* Problem details *
Look through the listing below for the line containing "Give me the". Copy it and each line after it up to and including the line containing "import React from", exactly, leaving out pictures.

═════ Record extracts

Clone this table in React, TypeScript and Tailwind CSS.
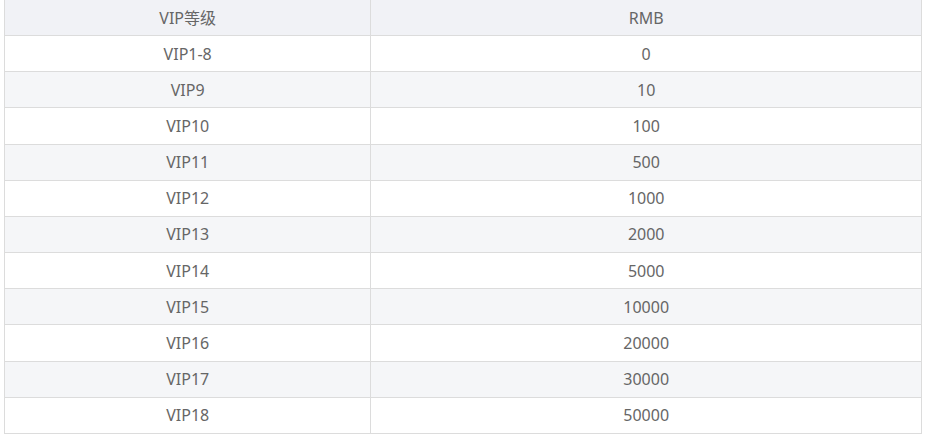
const rows = [
  ['VIP1-8', '0'],
  ['VIP9', '10'],
  ['VIP10', '100'],
  ['VIP11', '500'],
  ['VIP12', '1000'],
  ['VIP13', '2000'],
  ['VIP14', '5000'],
  ['VIP15', '10000'],
  ['VIP16', '20000'],
  ['VIP17', '30000'],
  ['VIP18', '50000'],
]

export default function App() {
  return (
    <div
      className="w-[936px] h-[438px] bg-white overflow-hidden"
      style={{ fontFamily: '"Noto Sans", "Noto Sans CJK SC", sans-serif' }}
    >
      <div className="ml-[4px] w-[918px] border-x border-[#dcdcdc] text-[16px] leading-none text-[#666]">
        {/* Header */}
        <div className="flex h-[36px] bg-[#f1f2f6] border-b border-[#dcdcdc]">
          <div className="w-[40%] flex items-center justify-center border-r border-[#dcdcdc]">VIP等级</div>
          <div className="flex-1 flex items-center justify-center">RMB</div>
        </div>
        {rows.map(([level, rmb], i) => (
          <div
            key={level}
            className={`flex h-[36.18px] border-b border-[#dcdcdc] ${i % 2 === 1 ? 'bg-[#f5f6f8]' : 'bg-white'}`}
          >
            <div className="w-[40%] flex items-center justify-center border-r border-[#dcdcdc]">{level}</div>
            <div className="flex-1 flex items-center justify-center">{rmb}</div>
          </div>
        ))}
      </div>
    </div>
  )
}
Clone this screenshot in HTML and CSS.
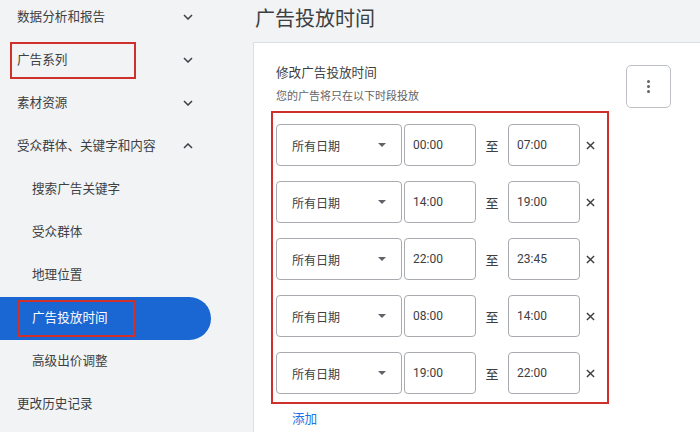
FILE: index.html
```html
<!DOCTYPE html>
<html lang="zh-CN">
<head>
<meta charset="utf-8">
<title>广告投放时间</title>
<link rel="stylesheet" href="styles.css">
</head>
<body>
<div class="page">
  <nav class="sidebar">
    <ul class="nav">
      <li class="item"><span class="label">数据分析和报告</span><svg class="chev" viewBox="0 0 10 6"><path d="M1 1l4 4 4-4"/></svg></li>
      <li class="item"><span class="label mark mark-top">广告系列</span><svg class="chev" viewBox="0 0 10 6"><path d="M1 1l4 4 4-4"/></svg></li>
      <li class="item"><span class="label">素材资源</span><svg class="chev" viewBox="0 0 10 6"><path d="M1 1l4 4 4-4"/></svg></li>
      <li class="item"><span class="label">受众群体、关键字和内容</span><svg class="chev" viewBox="0 0 10 6"><path d="M1 5l4-4 4 4"/></svg></li>
      <li class="item sub"><span class="label">搜索广告关键字</span></li>
      <li class="item sub"><span class="label">受众群体</span></li>
      <li class="item sub"><span class="label">地理位置</span></li>
      <li class="item sub active"><span class="label mark mark-active">广告投放时间</span></li>
      <li class="item sub"><span class="label">高级出价调整</span></li>
      <li class="item"><span class="label">更改历史记录</span></li>
    </ul>
  </nav>
  <main class="main">
    <h1 class="title">广告投放时间</h1>
    <section class="card">
      <div class="card-inner">
        <div class="card-head">
          <div class="head-text">
            <div class="head-title">修改广告投放时间</div>
            <div class="head-sub">您的广告将只在以下时段投放</div>
          </div>
          <button class="kebab" type="button" aria-label="更多">
            <span class="dot"></span><span class="dot"></span><span class="dot"></span>
          </button>
        </div>
        <div class="rows">
          <div class="row">
            <div class="select"><span>所有日期</span><span class="caret"></span></div>
            <div class="time">00:00</div>
            <div class="to">至</div>
            <div class="time">07:00</div>
            <svg class="close" viewBox="0 0 10 10"><path d="M1 1l8 8M9 1l-8 8"/></svg>
          </div>
          <div class="row">
            <div class="select"><span>所有日期</span><span class="caret"></span></div>
            <div class="time">14:00</div>
            <div class="to">至</div>
            <div class="time">19:00</div>
            <svg class="close" viewBox="0 0 10 10"><path d="M1 1l8 8M9 1l-8 8"/></svg>
          </div>
          <div class="row">
            <div class="select"><span>所有日期</span><span class="caret"></span></div>
            <div class="time">22:00</div>
            <div class="to">至</div>
            <div class="time">23:45</div>
            <svg class="close" viewBox="0 0 10 10"><path d="M1 1l8 8M9 1l-8 8"/></svg>
          </div>
          <div class="row">
            <div class="select"><span>所有日期</span><span class="caret"></span></div>
            <div class="time">08:00</div>
            <div class="to">至</div>
            <div class="time">14:00</div>
            <svg class="close" viewBox="0 0 10 10"><path d="M1 1l8 8M9 1l-8 8"/></svg>
          </div>
          <div class="row">
            <div class="select"><span>所有日期</span><span class="caret"></span></div>
            <div class="time">19:00</div>
            <div class="to">至</div>
            <div class="time">22:00</div>
            <svg class="close" viewBox="0 0 10 10"><path d="M1 1l8 8M9 1l-8 8"/></svg>
          </div>
        </div>
        <a class="add" href="#">添加</a>
      </div>
    </section>
  </main>
</div>
</body>
</html>
```

FILE: styles.css
```css
* { box-sizing: border-box; }
html, body {
  margin: 0;
  padding: 0;
  width: 700px;
  height: 432px;
  overflow: hidden;
  background: #f1f3f4;
  font-family: Roboto, "Noto Sans CJK SC", sans-serif;
  color: #3c4043;
}
.page {
  display: grid;
  grid-template-columns: 253px 1fr;
  height: 432px;
}
.sidebar { overflow: hidden; }
.nav {
  list-style: none;
  margin: -4.5px 0 0 0;
  padding: 0;
  width: 211px;
}
.item {
  height: 43px;
  display: flex;
  align-items: center;
  justify-content: space-between;
  padding: 0 17px;
  font-size: 12.6px;
  line-height: 18px;
  color: #3c4043;
}
.item.sub { padding-left: 32px; }
.item.active {
  background: #1a66d2;
  color: #fff;
  border-radius: 0 22px 22px 0;
}
.chev {
  width: 10px;
  height: 6px;
  fill: none;
  stroke: #3c4043;
  stroke-width: 1.5;
  margin-right: 1px;
}
.mark {
  display: inline-flex;
  align-items: center;
  height: 37px;
  border: 2px solid #d0302b;
}
.mark-top {
  width: 126px;
  margin-left: -7px;
  padding-left: 5px;
}
.mark-active {
  width: 117px;
  margin-left: -14px;
  padding-left: 12px;
}
.main {
  overflow: hidden;
  padding-top: 5px;
}
.title {
  margin: 0 0 9px 2px;
  font-size: 20px;
  line-height: 28px;
  font-weight: 400;
  color: #3c4043;
}
.card {
  background: #fff;
  border-top: 1px solid #dcdee1;
  border-left: 1px solid #dcdee1;
  height: 420px;
  width: 480px;
  padding: 21px 0 0 22px;
}
.card-inner { width: 395px; }
.card-head {
  display: flex;
  justify-content: space-between;
  align-items: flex-start;
}
.head-title {
  font-size: 12.6px;
  line-height: 18px;
  color: #3c4043;
}
.head-sub {
  margin-top: 7px;
  font-size: 11px;
  line-height: 16px;
  color: #5f6368;
}
.kebab {
  margin-top: 1px;
  width: 45px;
  height: 43px;
  border: 1px solid #bdc1c6;
  border-radius: 5px;
  background: #fff;
  padding: 0;
  display: flex;
  flex-direction: column;
  align-items: center;
  justify-content: center;
  gap: 1.5px;
}
.dot {
  width: 3.5px;
  height: 3.5px;
  border-radius: 50%;
  background: #5f6368;
}
.rows {
  margin: 3px 0 0 -5px;
  width: 338px;
  border: 2px solid #d0302b;
  padding: 11px 3px 8px 3px;
  display: flex;
  flex-direction: column;
  gap: 15px;
}
.row {
  display: flex;
  align-items: center;
  height: 42px;
}
.select {
  width: 126px;
  height: 42px;
  border: 1px solid #a8abaf;
  border-radius: 4px;
  display: flex;
  align-items: center;
  justify-content: space-between;
  padding: 0 15px 0 15px;
  font-size: 12px;
  color: #3c4043;
  margin-right: 2px;
}
.caret {
  width: 0;
  height: 0;
  border-left: 4px solid transparent;
  border-right: 4px solid transparent;
  border-top: 4px solid #5f6368;
}
.time {
  width: 72px;
  height: 42px;
  border: 1px solid #a8abaf;
  border-radius: 4px;
  display: flex;
  align-items: center;
  padding-left: 8px;
  font-size: 12px;
  color: #3c4043;
}
.to {
  width: 32px;
  text-align: center;
  font-size: 13px;
  color: #3c4043;
}
.close {
  width: 9px;
  height: 9px;
  margin-left: 6px;
  fill: none;
  stroke: #3c4043;
  stroke-width: 1.6;
}
.add {
  display: block;
  margin: 6px 0 0 16px;
  font-size: 12.6px;
  line-height: 18px;
  color: #1a73e8;
  text-decoration: none;
}
```
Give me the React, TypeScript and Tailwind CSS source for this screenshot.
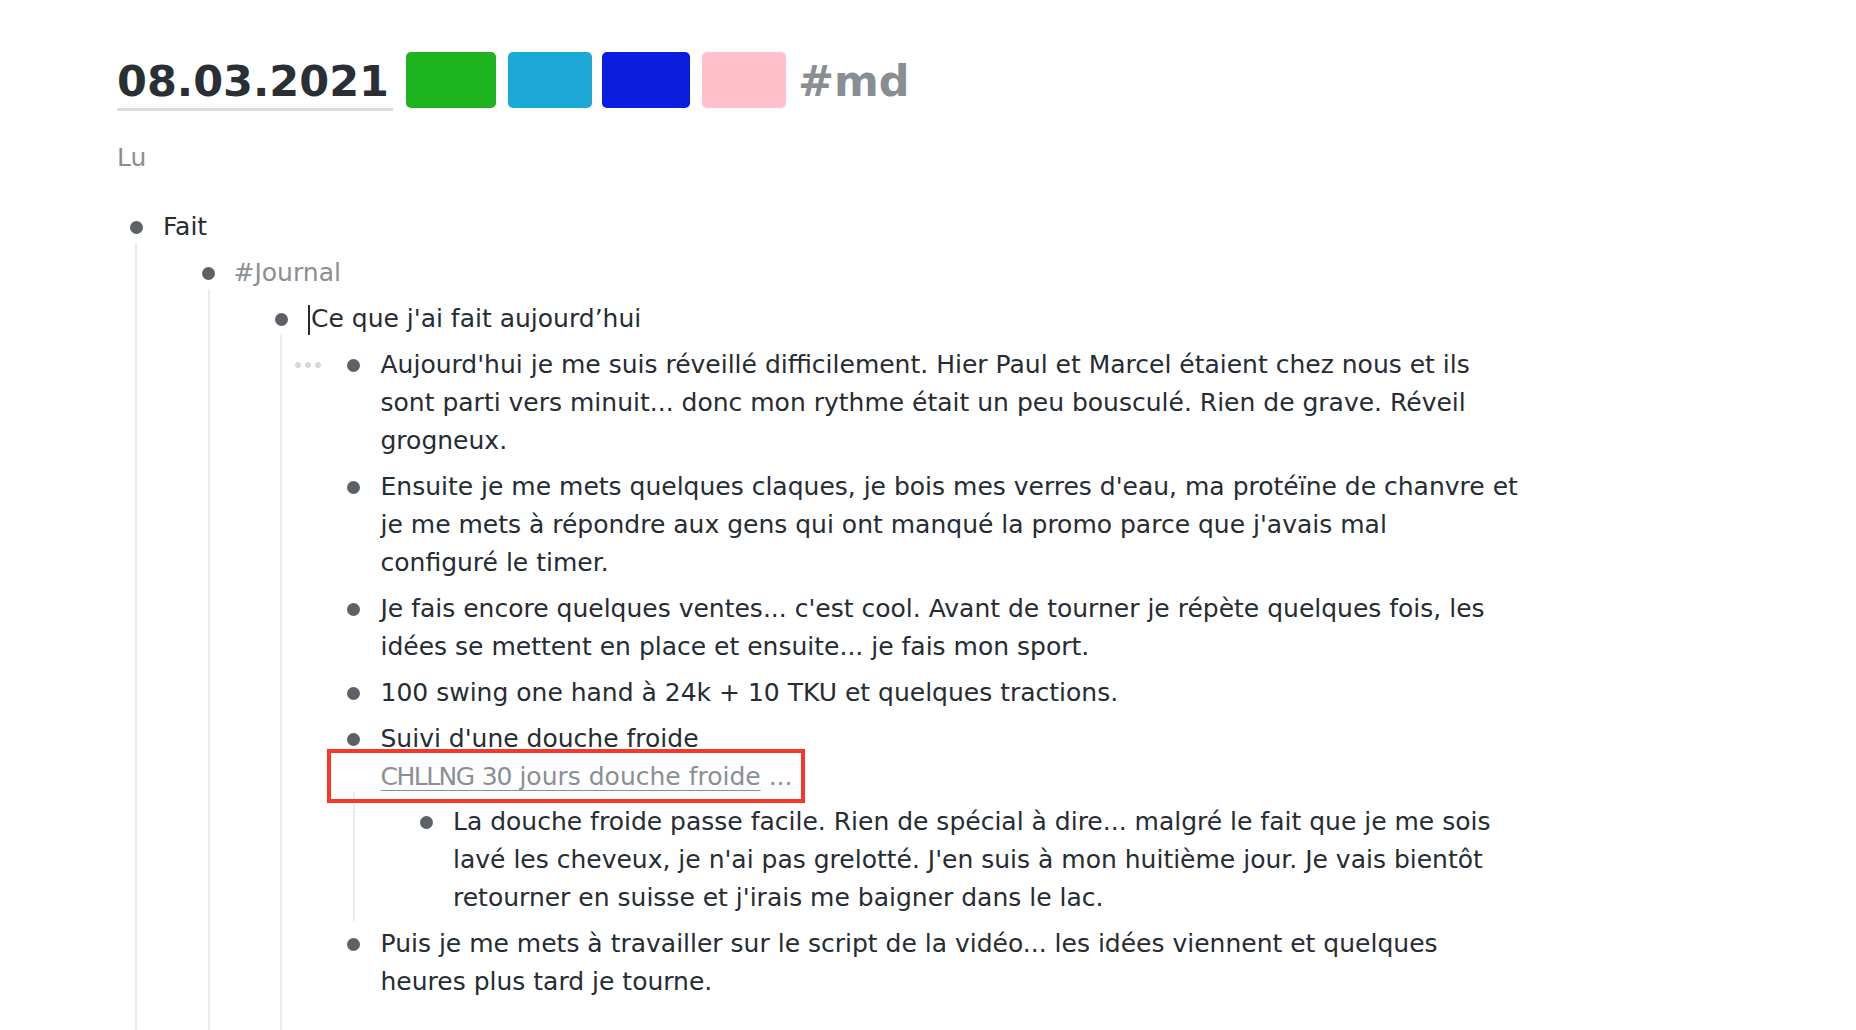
import React from "react";

// One block of the outline: a bullet, its text, and its nested children
interface OutlineNode {
  content: React.ReactNode;
  children?: OutlineNode[];
  dots?: boolean;
  tall?: boolean;
}

const outline: OutlineNode[] = [
  {
    content: "Fait",
    tall: true,
    children: [
      {
        content: <span className="-ml-[2px] text-[#8a8f94]">#Journal</span>,
        tall: true,
        children: [
          {
            content: (
              <>
                <span className="mr-[1px] inline-block h-[30px] w-[2px] bg-[#262c33] align-middle" />
                Ce que j'ai fait aujourd’hui
              </>
            ),
            tall: true,
            children: [
              {
                dots: true,
                content:
                  "Aujourd'hui je me suis réveillé difficilement. Hier Paul et Marcel étaient chez nous et ils sont parti vers minuit... donc mon rythme était un peu bousculé. Rien de grave. Réveil grogneux.",
              },
              {
                content: (
                  <>
                    Ensuite je me mets quelques claques, je bois mes verres d'eau, ma protéïne de chanvre et je
                    me mets à répondre aux gens qui ont manqué la promo parce que j'avais mal
                    <br />
                    configuré le timer.
                  </>
                ),
              },
              {
                content:
                  "Je fais encore quelques ventes... c'est cool. Avant de tourner je répète quelques fois, les idées se mettent en place et ensuite... je fais mon sport.",
              },
              {
                content: "100 swing one hand à 24k + 10 TKU et quelques tractions.",
              },
              {
                content: (
                  <>
                    <div>Suivi d'une douche froide</div>
                    <div className="relative leading-[37px] text-[#8a8f94]">
                      <span className="underline decoration-1 underline-offset-[5px]">
                        <span className="tracking-[-1.5px]">CHLLNG</span>{" "}
                        <span className="tracking-[-1px]">30</span> jours douche froide
                      </span>{" "}
                      ...
                      <div className="pointer-events-none absolute -left-[54px] -top-[9px] h-[54px] w-[478px] border-[4px] border-[#f8362a]" />
                    </div>
                  </>
                ),
                children: [
                  {
                    content:
                      "La douche froide passe facile. Rien de spécial à dire... malgré le fait que je me sois lavé les cheveux, je n'ai pas grelotté. J'en suis à mon huitième jour. Je vais bientôt retourner en suisse et j'irais me baigner dans le lac.",
                  },
                ],
              },
              {
                content:
                  "Puis je me mets à travailler sur le script de la vidéo... les idées viennent et quelques heures plus tard je tourne.",
              },
            ],
          },
        ],
      },
    ],
  },
];

const Block: React.FC<{ node: OutlineNode }> = ({ node }) => (
  <div>
    <div className="relative flex items-start py-[4px]">
      {node.dots && (
        <div className="absolute -left-[30px] top-[4px] flex h-[38px] items-center gap-[3.5px]">
          <span className="h-[6.5px] w-[6.5px] rounded-full bg-[#d6d9dc]" />
          <span className="h-[6.5px] w-[6.5px] rounded-full bg-[#d6d9dc]" />
          <span className="h-[6.5px] w-[6.5px] rounded-full bg-[#d6d9dc]" />
        </div>
      )}
      <div className="flex h-[38px] w-[56px] shrink-0 items-center pl-[22.5px]">
        <span className="h-[13px] w-[13px] rounded-full bg-[#5c6168]" />
      </div>
      <div className="min-w-0 flex-1">{node.content}</div>
    </div>
    {node.children && (
      <div
        className={`-mt-[7px] ml-[28px] border-l-2 border-[#ececec] pl-[42.5px] pt-[7px] ${
          node.tall ? "pb-[30px]" : ""
        }`}>
        {node.children.map((child, i) => (
          <Block key={i} node={child} />
        ))}
      </div>
    )}
  </div>
);

export default function App() {
  return (
    <div className="h-[1030px] overflow-hidden bg-white font-['DejaVu_Sans',sans-serif] text-[25px] leading-[38px] text-[#262c33]">
      {/* --- page title with colour tags --- */}
      <div className="flex items-start pl-[117px] pt-[52px]">
        <h1 className="border-b-[3px] border-[#dddddd] pb-[2px] pr-[4px] pt-[4px] text-[43px] font-bold leading-[50px] text-[#2a2f35]">
          08.03.2021
        </h1>
        <span className="ml-[13px] h-[56px] w-[90px] rounded-[5px] bg-[#1db420]" />
        <span className="ml-[12px] h-[56px] w-[84px] rounded-[5px] bg-[#1da9d8]" />
        <span className="ml-[10px] h-[56px] w-[88px] rounded-[5px] bg-[#0a1cdc]" />
        <span className="ml-[12px] h-[56px] w-[84px] rounded-[5px] bg-[#ffc0cb]" />
        <span className="ml-[12px] pt-[4px] text-[43px] font-bold leading-[50px] text-[#898e92]">
          #md
        </span>
      </div>

      <div className="mt-[28px] pl-[117px] text-[#8a8f94]">Lu</div>

      {/* --- outline --- */}
      <div className="ml-[107px] mt-[27px] w-[1418px]">
        {outline.map((node, i) => (
          <Block key={i} node={node} />
        ))}
      </div>
    </div>
  );
}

══════════

* Response to this exercise *
Give me the React, TypeScript and Tailwind CSS source for this screenshot.
import React from "react";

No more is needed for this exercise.